Once you’ve built your mechanical skills, “charge the clicker.” Grab some small, tasty treats. Press the clicker button (avoid clicking near your dog’s ears), then give your dog a treat. Start with 15 treats, and do three separate sessions of 15 treats your first day. Then, when your dog is relaxing across the room from you, click. Does your dog look at you, ears perked, coming to receive his treat? If so, the clicker is charged and you can begin using it for training. If not, charge the clicker for a few more short sessions.

If your dog is afraid of the sound, try a softer clicker or try using a retractable ball point pen or a Snapple lid. Every time you click, deliver a reinforcer, ideally within 1-2 seconds of the click, especially for beginner dogs. Think of the clicker like your dog’s paycheck – clicking without treating is like having your paycheck bounce at work…would you go back to work on Monday?

Food is generally the easiest reinforcer to start with. Later on, you can incorporate toys and games your dog likes.

Think of the clicker like a camera with which you “take a picture” of behaviors you like, as your dog offers them. If you are clicking sits, click as your dog’s butt hits the floor, then deliver a treat. If your click is late, you missed the picture – click as your dog sits or lies down, not after.

When clicker training, avoid adding a cue until the dog is performing the behavior reliably. You want a nice steady rhythm of behavior, click, treat; behavior, click, treat. As soon as your dog eats the treat, he offers another sit.

At this point, you may begin adding the cue. Say the word “sit” as your dog’s butt lowers toward the ground, then click when he sits. Toss the treat away so he has to get up to eat it, this sets him up for another sit. If he offers a hesitant lowering of his butt, click anyway – he is trying to make the association between the word and the behavior.

Once he is responding to the cue reliably, start proofing for fluency so that your dog will respond to the cue reliably in a number of different environments, even at a distance.

Clicker Myths

Clicker trainers always carry a clicker and food. The clicker is a teaching tool for new behaviors. Once the behavior is on cue and fluent to your standards, the clicker is no longer needed. You can then phase out treats, phase in play and life rewards, and only reinforce with treats occasionally.

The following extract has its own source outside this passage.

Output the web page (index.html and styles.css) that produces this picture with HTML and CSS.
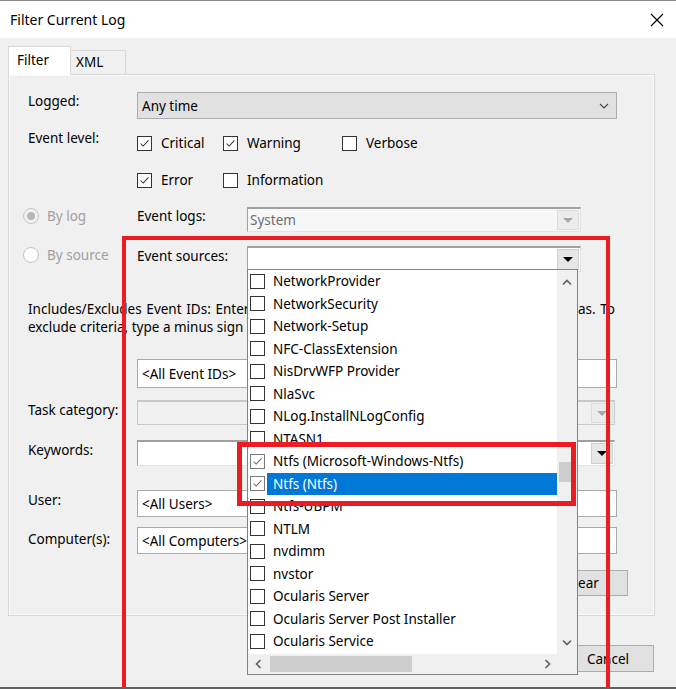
FILE: index.html
```html
<!DOCTYPE html>
<html>
<head>
<meta charset="utf-8">
<link rel="stylesheet" href="styles.css">
</head>
<body>
<div class="window">
  <div class="titlebar">
    <span class="title">Filter Current Log</span>
    <svg class="close" width="14" height="14" viewBox="0 0 14 14"><path d="M1 1 L13 13 M13 1 L1 13" stroke="#000" stroke-width="1.1" fill="none"/></svg>
  </div>
  <div class="content">
    <div class="tabs">
      <div class="tab tab-active">Filter</div>
      <div class="tab tab-xml">XML</div>
    </div>
    <div class="panel">
      <div class="field f-logged">
        <div class="lbl">Logged:</div>
        <div class="select">
          <span>Any time</span>
          <svg width="10" height="6" viewBox="0 0 10 6"><polyline points="1,1 5,5 9,1" stroke="#444" stroke-width="1.1" fill="none"/></svg>
        </div>
      </div>
      <div class="field f-level">
        <div class="lbl lbl-up">Event level:</div>
        <div class="checks">
          <div class="chk"><span class="box"><svg viewBox="0 0 15 15"><polyline points="3,7.5 6,10.5 12,4" stroke="#333" stroke-width="1.2" fill="none"/></svg></span><span>Critical</span></div>
          <div class="chk"><span class="box"><svg viewBox="0 0 15 15"><polyline points="3,7.5 6,10.5 12,4" stroke="#333" stroke-width="1.2" fill="none"/></svg></span><span>Warning</span></div>
          <div class="chk"><span class="box"></span><span>Verbose</span></div>
          <div class="chk"><span class="box"><svg viewBox="0 0 15 15"><polyline points="3,7.5 6,10.5 12,4" stroke="#333" stroke-width="1.2" fill="none"/></svg></span><span>Error</span></div>
          <div class="chk"><span class="box"></span><span>Information</span></div>
        </div>
      </div>
      <div class="field f-log">
        <div class="radio-opt"><span class="radio checked"><span class="dot"></span></span><span>By log</span></div>
        <div class="lbl2">Event logs:</div>
        <div class="combo disabled">
          <span class="combo-text">System</span>
          <span class="combo-btn"><span class="tri"></span></span>
        </div>
      </div>
      <div class="field f-source">
        <div class="radio-opt"><span class="radio"></span><span>By source</span></div>
        <div class="lbl2">Event sources:</div>
        <div class="combo">
          <span class="combo-text"></span>
          <span class="combo-btn"><span class="tri"></span></span>
        </div>
      </div>
      <div class="hint">
        <div class="hint-l1">Includes/Excludes Event IDs: Enter ID numbers and/or ID ranges separated by commas. To</div>
        <div class="hint-l2">exclude criteria, type a minus sign first. For example 1,3,5-99,-76</div>
      </div>
      <div class="field f-ids">
        <div class="lbl"></div>
        <div class="textbox">&lt;All Event IDs&gt;</div>
      </div>
      <div class="field f-task">
        <div class="lbl">Task category:</div>
        <div class="combo2 disabled">
          <span class="combo-text"></span>
          <span class="combo-btn"><span class="tri"></span></span>
        </div>
      </div>
      <div class="field f-keys">
        <div class="lbl">Keywords:</div>
        <div class="combo2">
          <span class="combo-text"></span>
          <span class="combo-btn"><span class="tri"></span></span>
        </div>
      </div>
      <div class="field f-user">
        <div class="lbl">User:</div>
        <div class="textbox">&lt;All Users&gt;</div>
      </div>
      <div class="field f-comp">
        <div class="lbl lbl-comp">Computer(s):</div>
        <div class="textbox">&lt;All Computers&gt;</div>
      </div>
      <div class="f-clear">
        <div class="btn">Clear</div>
      </div>
    </div>
    <div class="dlg-buttons">
      <div class="btn">OK</div>
      <div class="btn">Cancel</div>
    </div>
  </div>

  <div class="dropdown">
    <div class="items">
      <div class="item"><span class="ibox"></span><span class="itext">NetworkProvider</span></div>
      <div class="item"><span class="ibox"></span><span class="itext">NetworkSecurity</span></div>
      <div class="item"><span class="ibox"></span><span class="itext">Network-Setup</span></div>
      <div class="item"><span class="ibox"></span><span class="itext">NFC-ClassExtension</span></div>
      <div class="item"><span class="ibox"></span><span class="itext">NisDrvWFP Provider</span></div>
      <div class="item"><span class="ibox"></span><span class="itext">NlaSvc</span></div>
      <div class="item"><span class="ibox"></span><span class="itext">NLog.InstallNLogConfig</span></div>
      <div class="item"><span class="ibox"></span><span class="itext">NTASN1</span></div>
      <div class="item"><span class="ibox ichecked"><svg viewBox="0 0 15 15"><polyline points="3,7.5 6,10.5 12,4" stroke="#6a6a6a" stroke-width="1.2" fill="none"/></svg></span><span class="itext">Ntfs (Microsoft-Windows-Ntfs)</span></div>
      <div class="item"><span class="ibox ichecked"><svg viewBox="0 0 15 15"><polyline points="3,7.5 6,10.5 12,4" stroke="#6a6a6a" stroke-width="1.2" fill="none"/></svg></span><span class="itext selected">Ntfs (Ntfs)</span></div>
      <div class="item"><span class="ibox"></span><span class="itext">Ntfs-UBPM</span></div>
      <div class="item"><span class="ibox"></span><span class="itext">NTLM</span></div>
      <div class="item"><span class="ibox"></span><span class="itext">nvdimm</span></div>
      <div class="item"><span class="ibox"></span><span class="itext">nvstor</span></div>
      <div class="item"><span class="ibox"></span><span class="itext">Ocularis Server</span></div>
      <div class="item"><span class="ibox"></span><span class="itext">Ocularis Server Post Installer</span></div>
      <div class="item"><span class="ibox"></span><span class="itext">Ocularis Service</span></div>
    </div>
    <div class="vscroll">
      <div class="sarrow"><svg width="10" height="7" viewBox="0 0 10 7"><polyline points="1,5.5 5,1.5 9,5.5" stroke="#606060" stroke-width="1.6" fill="none"/></svg></div>
      <div class="vtrack"><div class="vthumb"></div></div>
      <div class="sarrow"><svg width="10" height="7" viewBox="0 0 10 7"><polyline points="1,1.5 5,5.5 9,1.5" stroke="#606060" stroke-width="1.6" fill="none"/></svg></div>
    </div>
    <div class="hscroll">
      <div class="harrow"><svg width="7" height="10" viewBox="0 0 7 10"><polyline points="5.5,1 1.5,5 5.5,9" stroke="#606060" stroke-width="1.6" fill="none"/></svg></div>
      <div class="htrack"><div class="hthumb"></div></div>
      <div class="harrow"><svg width="7" height="10" viewBox="0 0 7 10"><polyline points="1.5,1 5.5,5 1.5,9" stroke="#606060" stroke-width="1.6" fill="none"/></svg></div>
    </div>
    <div class="corner"></div>
  </div>

  <div class="mark mark-big"></div>
  <div class="mark mark-small"></div>
</div>
</body>
</html>
```

FILE: styles.css
```css
* { box-sizing: border-box; }
html, body { margin: 0; padding: 0; }
body {
  width: 676px;
  height: 689px;
  overflow: hidden;
  background: #f0f0f0;
  font-family: "Noto Sans", "Open Sans", sans-serif;
  font-size: 13.5px;
  color: #000;
}
.window {
  position: relative;
  width: 676px;
  height: 689px;
  overflow: hidden;
  border-bottom: 2px solid #5f5f5f;
}
.titlebar {
  height: 38px;
  background: #fff;
  border-top: 1px solid #8c8c8c;
  display: flex;
  align-items: center;
  justify-content: space-between;
  padding: 0 12px 0 10px;
}
.title { font-size: 14px; line-height: 18px; }
.close { display: block; }

.content { padding: 8px 21px 0 8px; }
.tabs { display: flex; align-items: flex-end; height: 28px; }
.tab { line-height: 18px; }
.tab-active {
  width: 63px;
  height: 29px;
  margin-bottom: -1px;
  background: #fff;
  border: 1px solid #d9d9d9;
  border-bottom: none;
  padding: 4px 0 0 8px;
  position: relative;
  z-index: 1;
}
.tab-xml {
  width: 55px;
  height: 24px;
  border: 1px solid #d9d9d9;
  border-left: none;
  border-bottom: none;
  padding: 2px 0 0 5px;
}
.panel {
  height: 542px;
  border: 1px solid #d9d9d9;
  box-shadow: inset 0 0 0 1px #fbfbfb;
  padding: 17px 0 0 19px;
}
.field { display: flex; align-items: flex-start; }
.lbl { width: 109px; line-height: 18px; padding-top: 1px; flex: none; }
.lbl-up { margin-top: -2px; padding-top: 0; }
.lbl-comp { padding-top: 3px; }

.f-logged { height: 27px; }
.f-logged .lbl { padding-top: 0; }
.select {
  width: 480px;
  height: 27px;
  background: #e1e1e1;
  border: 1px solid #adadad;
  display: flex;
  align-items: center;
  justify-content: space-between;
  padding: 0 7px 0 4px;
  line-height: 18px;
}
.select svg { display: block; }

.f-level { margin-top: 12px; }
.checks {
  display: grid;
  grid-template-columns: 86px 119px auto;
  grid-auto-rows: 24px;
  row-gap: 13px;
}
.chk { display: flex; align-items: center; gap: 9px; line-height: 18px; }
.box {
  width: 15px;
  height: 15px;
  border: 1px solid #333;
  background: #fff;
  flex: none;
  display: block;
}
.box svg { display: block; width: 13px; height: 13px; }

.f-log { margin-top: 15px; margin-left: -5px; height: 25px; }
.f-source { margin-top: 14px; margin-left: -5px; height: 26px; }
.radio-opt {
  width: 114px;
  display: flex;
  align-items: center;
  gap: 8px;
  color: #a0a0a0;
  line-height: 18px;
  padding-top: 0;
}
.radio {
  width: 16px;
  height: 16px;
  border-radius: 50%;
  border: 1px solid #c4c4c4;
  background: #fdfdfd;
  display: flex;
  align-items: center;
  justify-content: center;
}
.radio.checked { background: #f0f0f0; }
.dot { width: 8px; height: 8px; border-radius: 50%; background: #b8b8b8; }
.lbl2 { width: 110px; line-height: 18px; padding-top: 1px; }
.f-log .lbl2 { padding-top: 0; }
.combo {
  width: 334px;
  height: 100%;
  background: #fff;
  border-top: 2px solid #a0a0a0;
  border-left: 1px solid #a0a0a0;
  border-right: 1px solid #e3e3e3;
  border-bottom: 1px solid #e3e3e3;
  display: flex;
  align-items: stretch;
}
.combo.disabled { background: #f7f7f7; color: #6d6d6d; }
.combo-text { flex: 1; line-height: 20px; padding: 1px 0 0 2px; }
.combo-btn {
  width: 22px;
  margin: 1px 1px 1px 0;
  background: #e6e6e6;
  border: 1px solid #cfcfcf;
  display: flex;
  align-items: center;
  justify-content: center;
}
.tri {
  width: 0;
  height: 0;
  border-left: 5px solid transparent;
  border-right: 5px solid transparent;
  border-top: 5px solid #000;
}
.disabled .tri { border-top-color: #a8a8a8; }
.disabled .combo-btn { background: #ececec; border-color: #dcdcdc; }

.hint { margin-top: 28px; line-height: 18px; white-space: nowrap; }
.hint-l1 { width: 587px; text-align: justify; text-align-last: justify; white-space: normal; }

.f-ids { margin-top: 23px; height: 29px; }
.textbox {
  width: 480px;
  height: 100%;
  background: #fff;
  border: 1px solid #a9a9a9;
  display: flex;
  align-items: center;
  padding-left: 4px;
  line-height: 18px;
}
.f-task { margin-top: 12px; height: 25px; }
.f-keys { margin-top: 15px; height: 26px; }
.combo2 {
  width: 478px;
  height: 100%;
  background: #fff;
  border-top: 2px solid #a0a0a0;
  border-left: 1px solid #a0a0a0;
  border-right: 1px solid #e3e3e3;
  border-bottom: 1px solid #e3e3e3;
  display: flex;
}
.combo2.disabled { background: #f0f0f0; border-color: #c8c8c8; }
.f-user { margin-top: 24px; height: 27px; }
.f-comp { margin-top: 10px; height: 27px; }
.f-clear { margin-top: 16px; display: flex; justify-content: flex-end; padding-right: 26px; }
.btn {
  width: 91px;
  height: 26px;
  background: #e1e1e1;
  border: 1px solid #adadad;
  display: flex;
  align-items: center;
  justify-content: center;
  line-height: 18px;
}
.dlg-buttons { margin-top: 29px; display: flex; justify-content: flex-end; gap: 8px; padding-right: 1px; }
.dlg-buttons .btn { width: 92px; height: 27px; }

/* dropdown popup */
.dropdown {
  position: absolute;
  left: 247px;
  top: 269px;
  width: 331px;
  height: 406px;
  background: #fff;
  border: 1px solid #828282;
  display: grid;
  grid-template-columns: 1fr 20px;
  grid-template-rows: 1fr 20px;
  z-index: 5;
}
.items { overflow: hidden; }
.item {
  height: 22.5px;
  display: flex;
  align-items: center;
  padding-left: 2px;
  white-space: nowrap;
}
.ibox {
  width: 15px;
  height: 15px;
  border: 1px solid #333;
  background: #fff;
  flex: none;
}
.ibox.ichecked { border-color: #7a7a7a; }
.ibox svg { display: block; width: 13px; height: 13px; }
.itext {
  margin-left: 2px;
  padding-left: 6px;
  line-height: 22px;
  flex: 1;
}
.itext.selected { background: #0078d7; color: #fff; }
.vscroll { background: #f0f0f0; display: flex; flex-direction: column; }
.sarrow { height: 24px; display: flex; align-items: center; justify-content: center; flex: none; }
.sarrow svg { display: block; }
.vtrack { flex: 1; }
.vthumb { margin: 168px 3px 0 2px; height: 20px; background: #cdcdcd; }
.hscroll { background: #f0f0f0; display: flex; align-items: stretch; }
.harrow { width: 20px; display: flex; align-items: center; justify-content: center; flex: none; }
.htrack { flex: 1; display: flex; align-items: center; }
.hthumb { margin-left: 2px; width: 142px; height: 16px; background: #cdcdcd; }
.corner { background: #f0f0f0; }

/* annotation rectangles */
.mark { position: absolute; border-style: solid; border-color: #ec1c24; z-index: 10; }
.mark-big { left: 122px; top: 236px; width: 488px; height: 520px; border-width: 4px 4px 0 4px; }
.mark-small { left: 237px; top: 442px; width: 339px; height: 64px; border-width: 5px; }
```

Clicker trainers ignore unwanted behavior. While extinction can actually be a very effective tool for modifying behavior, but will not work for self-reinforcing behaviors. Clicker trainers use a combination of management (preventing opportunity to rehearse unwanted behavior), negative punishment (the doggy equivalent of a “time out?) and training incompatible behaviors (a dog can’t jump if he’s sitting) to address self-reinforcing behaviors. Clicker trainers focus on what they want the dog to do instead of the unwanted behavior in question.

All clicker training is created equal. Not all trainers who use clickers are “clicker trainers,” as many trainers use a clicker combined with leash corrections. Clicker training doesn’t work for certain dogs/breeds. All dogs can learn through clicker training, regardless of breed or age!

Think your voice is just as effective as a clicker for marking behaviors? Not so! Research by Lindsay Wood indicates a clicker is a faster, more efficient marker for behaviors than a verbal marker.